Title: Vision for Data-Intensive Analysis Centers and the Challenges to Its Realization
Presenting Author: Kwo-Sen Kuo
Organization: NASA GSFC/Bayesics
Co-Author(s):
Thomas L Clune; Amidu O Oloso; Michael L Rilee; Khoa Doan; Rahul Ramachandran

Abstract:
In the race to provide a basis for wise decisions regarding our climate future, we need to extract timely and accurate information from massive, diverse, and ever-increasing volumes of data. Existing practice is not only inefficient but also leads to other undesirable consequences such as impediments to collaboration and reproducibility. We present our vision for data-intensive analysis centers, which has the potential to revolutionize data analysis research. We describe the challenges that are being addressed by our current project and the challenges that we anticipate in the future. In this project, we are addressing mostly technical challenges, the solutions of which will not only provide a convenient and uniform means for analysis regardless of the original data models used (i.e. Grid, Swath, or Point), but also help optimize performance for Big Data technologies based on shared-nothing architecture.

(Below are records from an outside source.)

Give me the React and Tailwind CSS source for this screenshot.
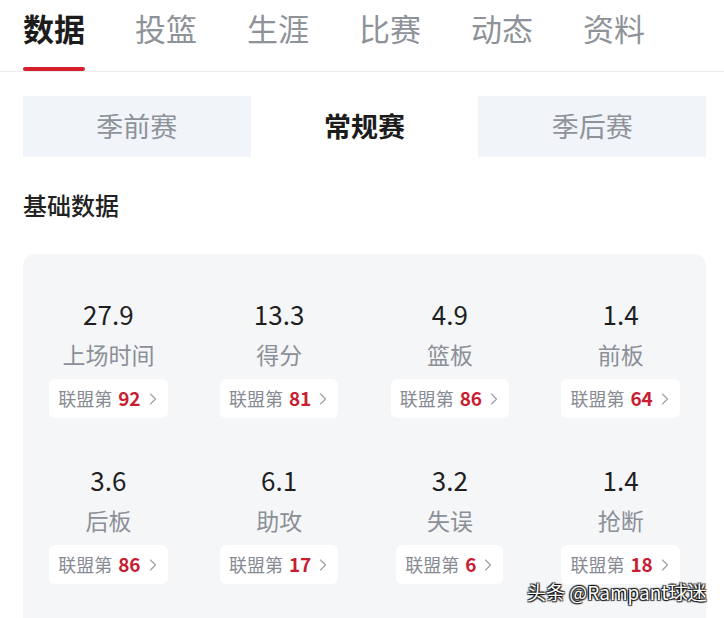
import { ChevronRight } from 'lucide-react'

const tabs = ['数据', '投篮', '生涯', '比赛', '动态', '资料']
const seasons = ['季前赛', '常规赛', '季后赛']

const stats = [
  { value: '27.9', label: '上场时间', rank: 92 },
  { value: '13.3', label: '得分', rank: 81 },
  { value: '4.9', label: '篮板', rank: 86 },
  { value: '1.4', label: '前板', rank: 64 },
  { value: '3.6', label: '后板', rank: 86 },
  { value: '6.1', label: '助攻', rank: 17 },
  { value: '3.2', label: '失误', rank: 6 },
  { value: '1.4', label: '抢断', rank: 18 },
]

function StatCell({ stat }) {
  return (
    <div className="flex flex-col items-center">
      <div className="text-[26px] leading-[30px] text-[#1f1f1f]">{stat.value}</div>
      <div className="mt-[10px] text-[23px] leading-[30px] text-[#8b8f97]">{stat.label}</div>
      <div className="mt-[10px] flex h-[39px] items-center rounded-[6px] bg-white pl-[9px] pr-[5px] text-[18px]">
        <span className="text-[#878b93]">联盟第</span>
        <span className="ml-[6px] text-[19px] font-bold text-[#c81e32]">{stat.rank}</span>
        <ChevronRight className="ml-[2px] text-[#9a9ea5]" size={20} strokeWidth={1.3} />
      </div>
    </div>
  )
}

export default function App() {
  return (
    <div className="relative h-[618px] w-[724px] overflow-hidden bg-white font-['Noto_Sans_CJK_SC',sans-serif]">
      <div className="flex h-[72px] gap-[50px] border-b border-[#ededed] pl-[23px]">
        {tabs.map((tab, i) => (
          <div key={tab} className="flex flex-col items-center pt-[12px]">
            <div
              className={
                i === 0
                  ? 'text-[31px] leading-[31px] font-bold text-[#1c1c1c]'
                  : 'text-[31px] leading-[31px] text-[#8e9299]'
              }
            >
              {tab}
            </div>
            {i === 0 && <div className="mt-[24px] h-[5px] w-[62px] rounded-full bg-[#d61f2c]" />}
          </div>
        ))}
      </div>

      <div className="ml-[23px] mr-[18px] mt-[24px] grid h-[61px] grid-cols-3 bg-[#f1f4f9]">
        {seasons.map((s, i) => (
          <div
            key={s}
            className={
              i === 1
                ? 'flex items-center justify-center bg-white text-[27px] font-bold text-[#1c1c1c]'
                : 'flex items-center justify-center text-[27px] text-[#8e9299]'
            }
          >
            {s}
          </div>
        ))}
      </div>

      <div className="mt-[33px] pl-[23px] text-[24px] leading-[30px] font-medium text-[#222]">基础数据</div>

      <div className="ml-[23px] mr-[18px] mt-[34px] grid grid-cols-4 gap-y-[47px] rounded-[12px] bg-[#f5f6f8] pt-[45px] pb-[45px]">
        {stats.map((s, i) => (
          <StatCell key={i} stat={s} />
        ))}
      </div>

      <div className="absolute left-[527px] top-[579px] text-[19px] leading-[26px] text-white [text-shadow:1px_1px_1px_rgba(0,0,0,0.85),-1px_-1px_1px_rgba(0,0,0,0.85),1px_-1px_1px_rgba(0,0,0,0.85),-1px_1px_1px_rgba(0,0,0,0.85)]">
        头条 @Rampant球迷
      </div>
    </div>
  )
}
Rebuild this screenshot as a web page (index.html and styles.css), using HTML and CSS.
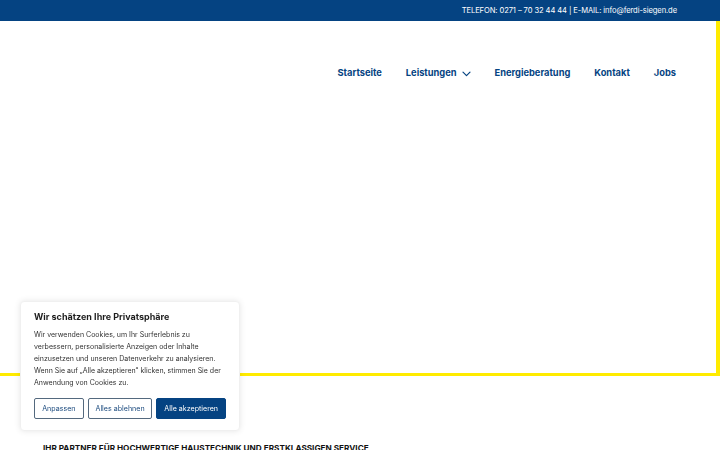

An upcoming challenge associated with the vast improvement of the analysis technology is a fast and effective way to visualize large multi-terabyte data, such as an animation of blizzard evolutions identified and tracked by the analysis system for the past 30 years. There are multiple scenarios where more effective ways of visualization are crucial. Visualization ultimately involves communication and data movement. We are attempting to find techniques to optimize the process. We also face other, perhaps more important but less technical, challenges, such as devising a strategy for transition/adoption. There are two aspects to this challenge. First, assuming that we start with an initial subset of the whole data holding, what is the best way to incrementally and gradually incorporate data into the system? Secondly, how to incentivize researchers to adopt the new practice with a sufficiently brisk pace to ensure continuous, sustained development (and survival) of the new system?